Suriye’nin düşmesi için ellerinden geleni fazlasıyla yapan ve beş yıldır Suriye’ye Irak’ta patlayan her bomba için kına yakıp, zil takan, Halep’in düşmesi ihtimaline kaşı Fatih Camii’nde lokum dağıtmayı adayanlar, bugün Paris’te 200’e yakın insanın öldürülmesi sonucu lanet okuma ve kınama mesajları sadece ikiyüzlü olduklarını gösteriyor.
Suriye ve Irak’ta sivil yerleşim alanlarında bomba patlatıp yaşamı cehenneme çevirenler için “Sünni halkın öfkesi” deyip, Paris saldırılarını ise terör saldırısı olarak görmeleri, izah edilebilecek kelime ve cümlelerin bittiği noktadır.
Suriye’de sivil insanlar katledilirken Fatih’te lokum dağıtmayı düşünenlerin, Paris’te vuku bulan terörist eylem için hüzünlenmeleri ve lanet okumaları iki yüzlülük, münafıklık ve argo tabirle ‘yememe durumu’ olarak düşünülür.
Karanlık gazetelerinde Lübnan’da patlayan canlı hayvanlar için neredeyse şehit ve “Hizbullah’a çifte bomba” başlığını atıp sevinenler, Fransa için “terör saldırısı” manşetini atmaları alçaklık ve kendi adamlarını yarı yolda satanlar olarak izah edilebilir.

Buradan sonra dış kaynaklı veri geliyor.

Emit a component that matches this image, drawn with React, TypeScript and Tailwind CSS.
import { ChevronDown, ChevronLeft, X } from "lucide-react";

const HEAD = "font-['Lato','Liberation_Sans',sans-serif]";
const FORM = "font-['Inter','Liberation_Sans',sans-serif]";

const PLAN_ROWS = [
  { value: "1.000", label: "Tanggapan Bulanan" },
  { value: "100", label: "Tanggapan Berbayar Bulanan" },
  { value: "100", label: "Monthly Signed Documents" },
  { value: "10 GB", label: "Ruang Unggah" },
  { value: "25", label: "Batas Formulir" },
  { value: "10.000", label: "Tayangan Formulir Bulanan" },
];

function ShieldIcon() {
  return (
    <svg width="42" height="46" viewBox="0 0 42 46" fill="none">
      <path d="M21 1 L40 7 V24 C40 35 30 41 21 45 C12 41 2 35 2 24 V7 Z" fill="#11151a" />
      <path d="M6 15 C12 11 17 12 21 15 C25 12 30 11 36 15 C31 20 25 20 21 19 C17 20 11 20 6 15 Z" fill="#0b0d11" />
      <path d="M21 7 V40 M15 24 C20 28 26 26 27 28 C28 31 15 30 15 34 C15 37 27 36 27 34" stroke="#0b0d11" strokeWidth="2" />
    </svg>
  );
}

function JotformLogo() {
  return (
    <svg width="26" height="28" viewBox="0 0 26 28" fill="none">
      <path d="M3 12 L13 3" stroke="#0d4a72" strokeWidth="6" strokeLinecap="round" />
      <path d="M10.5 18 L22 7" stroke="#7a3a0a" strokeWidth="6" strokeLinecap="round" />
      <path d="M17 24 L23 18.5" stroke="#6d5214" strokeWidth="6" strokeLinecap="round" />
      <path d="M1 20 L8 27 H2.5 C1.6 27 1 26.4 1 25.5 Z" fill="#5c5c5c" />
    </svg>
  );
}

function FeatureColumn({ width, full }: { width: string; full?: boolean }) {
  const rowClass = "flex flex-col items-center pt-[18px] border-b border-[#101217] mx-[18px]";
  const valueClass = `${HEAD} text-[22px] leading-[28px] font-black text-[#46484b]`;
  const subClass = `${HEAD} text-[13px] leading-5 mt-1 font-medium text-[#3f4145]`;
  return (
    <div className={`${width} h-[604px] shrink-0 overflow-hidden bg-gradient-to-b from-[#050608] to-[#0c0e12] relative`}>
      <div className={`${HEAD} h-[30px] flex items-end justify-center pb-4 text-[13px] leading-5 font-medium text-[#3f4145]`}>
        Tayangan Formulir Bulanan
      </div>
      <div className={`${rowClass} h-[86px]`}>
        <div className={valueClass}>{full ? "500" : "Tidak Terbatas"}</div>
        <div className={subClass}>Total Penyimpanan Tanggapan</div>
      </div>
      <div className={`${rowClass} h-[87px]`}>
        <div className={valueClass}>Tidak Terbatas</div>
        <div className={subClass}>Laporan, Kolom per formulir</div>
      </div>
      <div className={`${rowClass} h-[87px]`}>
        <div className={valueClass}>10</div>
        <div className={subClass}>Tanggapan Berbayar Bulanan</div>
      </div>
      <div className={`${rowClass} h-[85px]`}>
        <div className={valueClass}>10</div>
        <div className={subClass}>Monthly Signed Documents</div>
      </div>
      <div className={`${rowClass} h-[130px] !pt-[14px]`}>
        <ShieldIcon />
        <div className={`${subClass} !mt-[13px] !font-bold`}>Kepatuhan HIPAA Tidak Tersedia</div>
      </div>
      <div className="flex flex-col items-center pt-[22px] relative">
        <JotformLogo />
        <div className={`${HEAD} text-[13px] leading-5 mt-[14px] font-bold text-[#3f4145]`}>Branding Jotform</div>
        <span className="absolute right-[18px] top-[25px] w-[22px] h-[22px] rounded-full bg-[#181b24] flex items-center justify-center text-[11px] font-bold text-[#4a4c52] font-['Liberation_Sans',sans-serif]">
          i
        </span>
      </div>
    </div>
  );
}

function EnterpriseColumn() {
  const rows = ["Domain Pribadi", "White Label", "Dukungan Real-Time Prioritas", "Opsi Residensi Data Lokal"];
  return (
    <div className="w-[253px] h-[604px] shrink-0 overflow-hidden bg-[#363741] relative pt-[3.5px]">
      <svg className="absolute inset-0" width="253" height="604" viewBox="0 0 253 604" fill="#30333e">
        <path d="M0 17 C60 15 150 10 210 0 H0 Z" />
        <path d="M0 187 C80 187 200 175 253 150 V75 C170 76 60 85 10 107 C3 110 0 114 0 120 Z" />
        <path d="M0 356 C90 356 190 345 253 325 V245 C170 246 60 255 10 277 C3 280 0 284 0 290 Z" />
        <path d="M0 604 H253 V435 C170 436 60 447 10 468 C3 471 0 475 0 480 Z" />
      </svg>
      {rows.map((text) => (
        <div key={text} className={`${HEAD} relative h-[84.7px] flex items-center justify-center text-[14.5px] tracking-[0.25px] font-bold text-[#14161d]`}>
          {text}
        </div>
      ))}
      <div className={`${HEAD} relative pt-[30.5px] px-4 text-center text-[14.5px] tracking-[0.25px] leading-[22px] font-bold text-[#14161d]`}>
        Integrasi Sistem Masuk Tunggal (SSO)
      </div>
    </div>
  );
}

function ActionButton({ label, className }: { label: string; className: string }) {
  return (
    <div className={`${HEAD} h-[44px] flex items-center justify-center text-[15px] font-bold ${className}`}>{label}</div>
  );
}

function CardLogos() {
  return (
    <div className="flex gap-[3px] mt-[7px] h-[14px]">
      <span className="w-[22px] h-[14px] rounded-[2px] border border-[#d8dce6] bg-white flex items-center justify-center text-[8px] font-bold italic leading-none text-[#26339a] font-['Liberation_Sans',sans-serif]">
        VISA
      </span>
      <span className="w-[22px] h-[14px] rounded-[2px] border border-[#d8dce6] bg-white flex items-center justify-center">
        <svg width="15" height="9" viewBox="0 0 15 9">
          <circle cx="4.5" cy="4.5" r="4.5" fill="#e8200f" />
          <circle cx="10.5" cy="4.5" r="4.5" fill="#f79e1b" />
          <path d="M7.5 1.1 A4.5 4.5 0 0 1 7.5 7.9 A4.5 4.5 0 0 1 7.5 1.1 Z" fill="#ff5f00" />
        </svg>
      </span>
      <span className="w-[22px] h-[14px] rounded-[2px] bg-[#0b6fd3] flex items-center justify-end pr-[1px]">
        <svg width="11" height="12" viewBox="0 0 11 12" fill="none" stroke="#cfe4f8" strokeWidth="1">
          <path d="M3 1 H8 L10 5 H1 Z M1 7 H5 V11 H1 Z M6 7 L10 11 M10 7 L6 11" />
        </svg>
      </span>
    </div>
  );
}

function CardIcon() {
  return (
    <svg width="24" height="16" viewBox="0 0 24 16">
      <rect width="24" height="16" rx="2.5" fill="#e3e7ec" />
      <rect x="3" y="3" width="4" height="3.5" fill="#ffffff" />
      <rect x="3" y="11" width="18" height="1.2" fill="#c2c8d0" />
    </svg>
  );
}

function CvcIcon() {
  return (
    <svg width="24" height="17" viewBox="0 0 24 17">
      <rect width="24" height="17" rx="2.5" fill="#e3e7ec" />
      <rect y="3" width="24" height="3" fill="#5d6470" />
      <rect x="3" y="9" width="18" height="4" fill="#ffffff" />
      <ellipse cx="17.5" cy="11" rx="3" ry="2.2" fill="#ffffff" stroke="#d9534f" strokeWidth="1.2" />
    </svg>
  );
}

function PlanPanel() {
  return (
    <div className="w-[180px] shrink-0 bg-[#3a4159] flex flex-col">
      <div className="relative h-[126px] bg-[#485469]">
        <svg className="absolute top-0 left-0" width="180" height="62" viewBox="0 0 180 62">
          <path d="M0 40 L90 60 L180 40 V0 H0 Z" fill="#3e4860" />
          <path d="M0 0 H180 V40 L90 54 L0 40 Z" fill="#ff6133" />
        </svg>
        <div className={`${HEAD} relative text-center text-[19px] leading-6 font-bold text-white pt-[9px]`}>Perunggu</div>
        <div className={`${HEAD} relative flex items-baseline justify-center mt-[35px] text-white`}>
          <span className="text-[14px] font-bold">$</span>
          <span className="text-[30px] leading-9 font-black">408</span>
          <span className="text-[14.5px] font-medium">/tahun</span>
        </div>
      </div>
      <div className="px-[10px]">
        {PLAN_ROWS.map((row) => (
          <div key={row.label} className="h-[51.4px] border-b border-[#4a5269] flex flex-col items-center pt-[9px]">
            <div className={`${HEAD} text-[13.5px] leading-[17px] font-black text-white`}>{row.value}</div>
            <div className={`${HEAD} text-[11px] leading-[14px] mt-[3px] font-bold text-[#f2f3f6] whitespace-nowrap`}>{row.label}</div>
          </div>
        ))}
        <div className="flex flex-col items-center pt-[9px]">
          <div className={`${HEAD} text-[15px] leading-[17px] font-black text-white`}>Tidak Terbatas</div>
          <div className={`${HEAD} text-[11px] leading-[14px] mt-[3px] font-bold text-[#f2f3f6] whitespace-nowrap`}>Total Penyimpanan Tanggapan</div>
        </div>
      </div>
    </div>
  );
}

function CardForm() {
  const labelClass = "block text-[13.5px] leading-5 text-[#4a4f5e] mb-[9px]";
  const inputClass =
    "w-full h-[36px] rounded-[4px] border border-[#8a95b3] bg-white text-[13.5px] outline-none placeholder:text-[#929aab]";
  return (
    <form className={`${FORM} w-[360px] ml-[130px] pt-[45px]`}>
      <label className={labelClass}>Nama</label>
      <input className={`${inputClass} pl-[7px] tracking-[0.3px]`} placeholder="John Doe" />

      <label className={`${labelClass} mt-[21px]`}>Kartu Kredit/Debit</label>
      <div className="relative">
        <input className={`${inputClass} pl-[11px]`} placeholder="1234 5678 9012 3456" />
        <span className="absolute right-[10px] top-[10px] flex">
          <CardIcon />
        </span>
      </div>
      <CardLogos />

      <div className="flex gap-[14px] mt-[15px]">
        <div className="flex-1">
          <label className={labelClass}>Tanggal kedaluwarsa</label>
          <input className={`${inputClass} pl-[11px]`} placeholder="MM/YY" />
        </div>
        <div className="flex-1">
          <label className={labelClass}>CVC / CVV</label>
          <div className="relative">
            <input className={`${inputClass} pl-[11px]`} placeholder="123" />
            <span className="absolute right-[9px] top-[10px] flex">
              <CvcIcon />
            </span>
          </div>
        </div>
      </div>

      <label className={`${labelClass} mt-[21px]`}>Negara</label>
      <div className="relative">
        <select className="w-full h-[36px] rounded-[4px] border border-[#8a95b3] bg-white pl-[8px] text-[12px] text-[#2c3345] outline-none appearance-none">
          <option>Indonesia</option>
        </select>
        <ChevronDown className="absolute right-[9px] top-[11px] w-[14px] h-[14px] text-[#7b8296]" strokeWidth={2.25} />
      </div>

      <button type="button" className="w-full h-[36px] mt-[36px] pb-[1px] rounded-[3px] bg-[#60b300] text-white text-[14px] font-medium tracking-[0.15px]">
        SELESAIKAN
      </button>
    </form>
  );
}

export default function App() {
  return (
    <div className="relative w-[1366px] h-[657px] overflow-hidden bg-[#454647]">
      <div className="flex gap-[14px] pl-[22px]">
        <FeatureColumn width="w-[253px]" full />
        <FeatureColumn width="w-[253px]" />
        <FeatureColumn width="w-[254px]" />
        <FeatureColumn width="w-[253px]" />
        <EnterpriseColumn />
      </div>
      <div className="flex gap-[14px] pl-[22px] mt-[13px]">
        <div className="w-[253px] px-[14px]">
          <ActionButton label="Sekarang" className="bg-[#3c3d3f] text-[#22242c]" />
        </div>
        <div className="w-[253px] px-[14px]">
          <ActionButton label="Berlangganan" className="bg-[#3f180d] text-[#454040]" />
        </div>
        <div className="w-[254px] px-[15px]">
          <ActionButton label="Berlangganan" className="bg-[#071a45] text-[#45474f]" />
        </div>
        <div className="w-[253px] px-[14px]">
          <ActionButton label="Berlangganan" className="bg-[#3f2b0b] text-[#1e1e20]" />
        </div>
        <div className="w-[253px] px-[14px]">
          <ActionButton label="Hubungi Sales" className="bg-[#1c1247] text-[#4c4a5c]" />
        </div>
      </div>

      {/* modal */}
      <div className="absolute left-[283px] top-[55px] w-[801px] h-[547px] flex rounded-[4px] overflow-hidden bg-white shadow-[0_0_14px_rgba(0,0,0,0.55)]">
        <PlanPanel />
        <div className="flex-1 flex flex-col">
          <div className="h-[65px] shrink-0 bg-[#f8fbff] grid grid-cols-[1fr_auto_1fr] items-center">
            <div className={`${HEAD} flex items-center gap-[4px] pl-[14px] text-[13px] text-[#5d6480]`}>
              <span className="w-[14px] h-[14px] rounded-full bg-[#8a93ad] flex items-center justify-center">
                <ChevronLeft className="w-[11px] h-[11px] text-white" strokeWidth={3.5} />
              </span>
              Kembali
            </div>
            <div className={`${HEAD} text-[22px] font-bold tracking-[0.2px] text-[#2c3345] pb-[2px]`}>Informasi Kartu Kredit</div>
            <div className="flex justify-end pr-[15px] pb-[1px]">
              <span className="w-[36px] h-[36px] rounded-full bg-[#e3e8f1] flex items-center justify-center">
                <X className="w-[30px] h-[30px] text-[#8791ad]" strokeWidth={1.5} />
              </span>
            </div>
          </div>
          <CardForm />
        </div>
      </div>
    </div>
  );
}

Terör’ün finans babası olan Suudi namussuzunu üst seviyede ağırlayıp yatırımın kralı olarak görenler ancak ve ancak paraya göz dikmiş, paradan başka hiçbir şeyi göremeyen, onurdan yoksun ve satılmışlar olarak tanınır. Beyrut’ta patlayan canlı hayvanları kınayan ve lanet eden solcular, Kürtler ve HDP’liler dinsiz ve kâfir olarak görülürken, sevinenlerin dindar, Müslüman, dini bütün ve mücahit olarak geçinmeleri tarihe kara bir leke olarak geçecektir. Kendi yaşadıkları ülkede (ANKARA, SURUÇ, SİLVAN) ve komşu ülke olan Irak, Suriye, Lübnan’da patlayan canlı hayvanlara ‘Fransız kalanların’ Paris için insan kesilmeleri, lanet etmeleri, terör demeleri, kınamaları ancak münafıklıklarını tescil eder.

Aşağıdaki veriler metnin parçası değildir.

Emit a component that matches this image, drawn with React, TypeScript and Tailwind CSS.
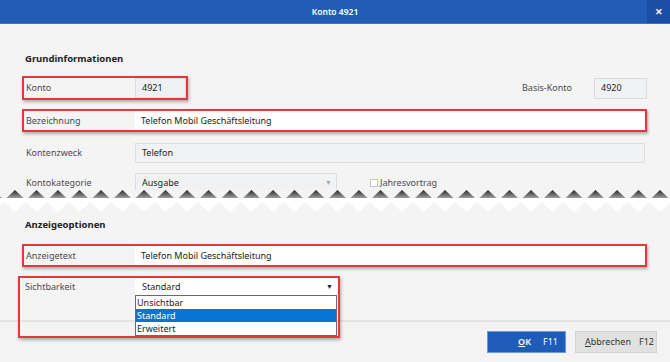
import React from "react";

type RowProps = {
  label: string;
  red?: boolean;
  children: React.ReactNode;
};

function Row({ label, red, children }: RowProps) {
  return (
    <div
      className={
        red
          ? "flex items-center border-2 border-[#e5373c] pl-[2px] shadow-[1px_2px_3px_rgba(0,0,0,0.3)]"
          : "flex items-center border-2 border-transparent pl-[2px]"
      }
    >
      <div className="w-[109px] shrink-0 text-[#4b4b4b]">{label}</div>
      {children}
    </div>
  );
}

function TornEdge() {
  const period = 21.5;
  const start = 15 - period * 1;
  const peaks = Array.from({ length: 34 }, (_, i) => start + i * period);
  const white =
    "0,8 670,8 " +
    peaks
      .slice()
      .reverse()
      .map((p) => `${p + period / 2},12 ${p},22`)
      .join(" ");
  return (
    <svg width="670" height="22" viewBox="0 0 670 22" className="block shrink-0">
      <defs>
        <linearGradient id="tear" x1="0" y1="0" x2="0" y2="1">
          <stop offset="0" stopColor="#262626" />
          <stop offset="1" stopColor="#a5a5a5" />
        </linearGradient>
      </defs>
      {peaks.map((p) => (
        <polygon key={p} points={`${p - 9},8.5 ${p},0 ${p + 9},8.5`} fill="url(#tear)" />
      ))}
      <polygon points={white} fill="#ffffff" />
    </svg>
  );
}

export default function App() {
  return (
    <div className="w-[670px] h-[362px] bg-[#f4f4f4] flex flex-col overflow-hidden font-['Noto_Sans','Open_Sans',sans-serif] text-[9px] leading-[14px] text-[#222]">
      {/* Title bar */}
      <div className="h-[24px] shrink-0 bg-[#225cb7] border-b border-[#3d72c4] flex items-center relative">
        <div className="flex-1 text-center text-white font-semibold text-[8.5px]">Konto 4921</div>
        <div className="absolute right-0 top-0 h-[23px] w-[23px] bg-[#1b4ea5] flex items-center justify-center text-white font-bold text-[9px]">
          ✕
        </div>
      </div>

      {/* Grundinformationen */}
      <div className="pl-[22px] pr-[23px] flex flex-col">
        <div className="mt-[28px] pl-[3px] font-bold text-[9.5px] text-[#222]">Grundinformationen</div>

        <div className="mt-[10px] flex items-center">
          <Row label="Konto" red>
            <div className="w-[51px] h-[20px] bg-[#eef0f3] border border-[#dadcdf] flex items-center pl-[6px]">4921</div>
          </Row>
          <div className="ml-auto flex items-center">
            <span className="text-[#4b4b4b] mr-[22px]">Basis-Konto</span>
            <div className="w-[53px] h-[21px] bg-[#f0f2f4] border border-[#d8dadd] flex items-center pl-[6px]">4920</div>
          </div>
        </div>

        <div className="mt-[9px]">
          <Row label="Bezeichnung" red>
            <div className="flex-1 h-[19px] bg-white flex items-center pl-[6px]">Telefon Mobil Geschäftsleitung</div>
          </Row>
        </div>

        <div className="mt-[9px]">
          <Row label="Kontenzweck">
            <div className="flex-1 h-[20px] bg-[#f1f2f4] border border-[#dcdee1] flex items-center pl-[6px]">Telefon</div>
          </Row>
        </div>

        <div className="mt-[6px] h-[19px] overflow-hidden">
          <Row label="Kontokategorie">
            <div className="w-[202px] h-[20px] bg-[#f1f2f4] border border-[#dcdee1] flex items-center pl-[6px] pr-[4px]">
              <span className="flex-1">Ausgabe</span>
              <span className="text-[#a8a8a8] text-[7px]">▼</span>
            </div>
            <div className="ml-[33px] flex items-center">
              <span className="w-[8px] h-[8px] border border-[#c4c4c4] bg-white mr-[2px]" />
              <span className="text-[#4b4b4b]">Jahresvortrag</span>
            </div>
          </Row>
        </div>
      </div>

      <TornEdge />

      {/* Anzeigeoptionen */}
      <div className="pl-[22px] pr-[23px] flex flex-col">
        <div className="mt-[6px] pl-[3px] font-bold text-[9.5px] text-[#222]">Anzeigeoptionen</div>

        <div className="mt-[12px]">
          <Row label="Anzeigetext" red>
            <div className="flex-1 h-[19px] bg-white flex items-center pl-[6px]">Telefon Mobil Geschäftsleitung</div>
          </Row>
        </div>

        <div className="mt-[9px] ml-[-4px] w-[322px] h-[62px] border-2 border-[#e5373c] shadow-[1px_2px_3px_rgba(0,0,0,0.3)] pl-[5px] pr-[1px] pt-[1px] flex items-start relative z-10">
          <div className="w-[110px] shrink-0 text-[#4b4b4b] mt-[1px]">Sichtbarkeit</div>
          <div className="w-[202px] flex flex-col">
            <div className="h-[16px] bg-white flex items-center pl-[7px] pr-[4px]">
              <span className="flex-1">Standard</span>
              <span className="text-[#222] text-[7px]">▼</span>
            </div>
            <div className="border border-[#6a6a6a] bg-white flex flex-col">
              <div className="h-[13px] flex items-center pl-[1px]">Unsichtbar</div>
              <div className="h-[13px] flex items-center pl-[1px] bg-[#0a74d6] text-white">Standard</div>
              <div className="h-[13px] flex items-center pl-[1px]">Erweitert</div>
            </div>
          </div>
        </div>
      </div>

      {/* Footer */}
      <div className="mt-[-18px] flex-1 border-t-2 border-[#e3e3e3] bg-[#f3f3f3] flex justify-end items-start pt-[9px] pr-[13px] gap-[9px]">
        <div className="w-[79px] h-[22px] bg-[#1f5bb8] border border-[#6e98d6] flex items-center justify-end pr-[7px] gap-[12px] text-white">
          <span className="font-semibold">
            <span className="underline">O</span>K
          </span>
          <span>F11</span>
        </div>
        <div className="w-[82px] h-[22px] bg-[#e1e1e1] border border-[#d2d2d2] flex items-center pl-[9px] gap-[8px] text-[#333]">
          <span>
            <span className="underline">A</span>bbrechen
          </span>
          <span>F12</span>
        </div>
      </div>
    </div>
  );
}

Terörü besleyen, kollayan, yardım eden, finansörlüğünü yapan, ılımlı göstermeye çalışan, devrimci ve muhalif göstermeye çalışan, tırlar ile askeri yardım yapan, vahşiliklerini görmek istemeyen ve hatta Suriye ateşine odun taşıyanlar elbet bir gün bu yangın size de dokunacak dedikleri bir dünyada biz mazlumlarda siz isteseniz de istemeseniz de üretimini yaptığınız mazlum halkların üzerine saldırdığınız itler ve akrepler elbet bir gün sizleri ısıracak hem de öyle bir ısırma olacak ki Esad’a ve mazlum halklara çektirdiğinizin katbekat fazlasını çekeceksiniz.

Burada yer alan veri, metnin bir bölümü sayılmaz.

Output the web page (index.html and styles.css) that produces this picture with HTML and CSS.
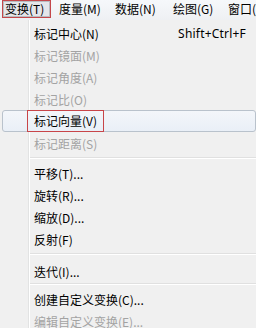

Hani Kuran’ın ifade ettiği gibi; “siz sizlerden önceki ümmetlerin çektiklerini çekmeden cennet’e gideceğinizi mi zannettiniz”, biz de inanarak diyoruz ki sizler; BOP, NATO, ABD, İSRAİL ve SUUD’UN yıllardır İran’a, Suriye’ye, Irak’a, Filistin’e, Lübnan’a ve tüm emperyalizm ve Siyonizm karşıtı devlet ve halklarına çektirdiğinizi çekmeden sizlere cennet olan bu dünyadan göçüp gideceğinizi mi zannettiniz alçaklar topluluğu..!?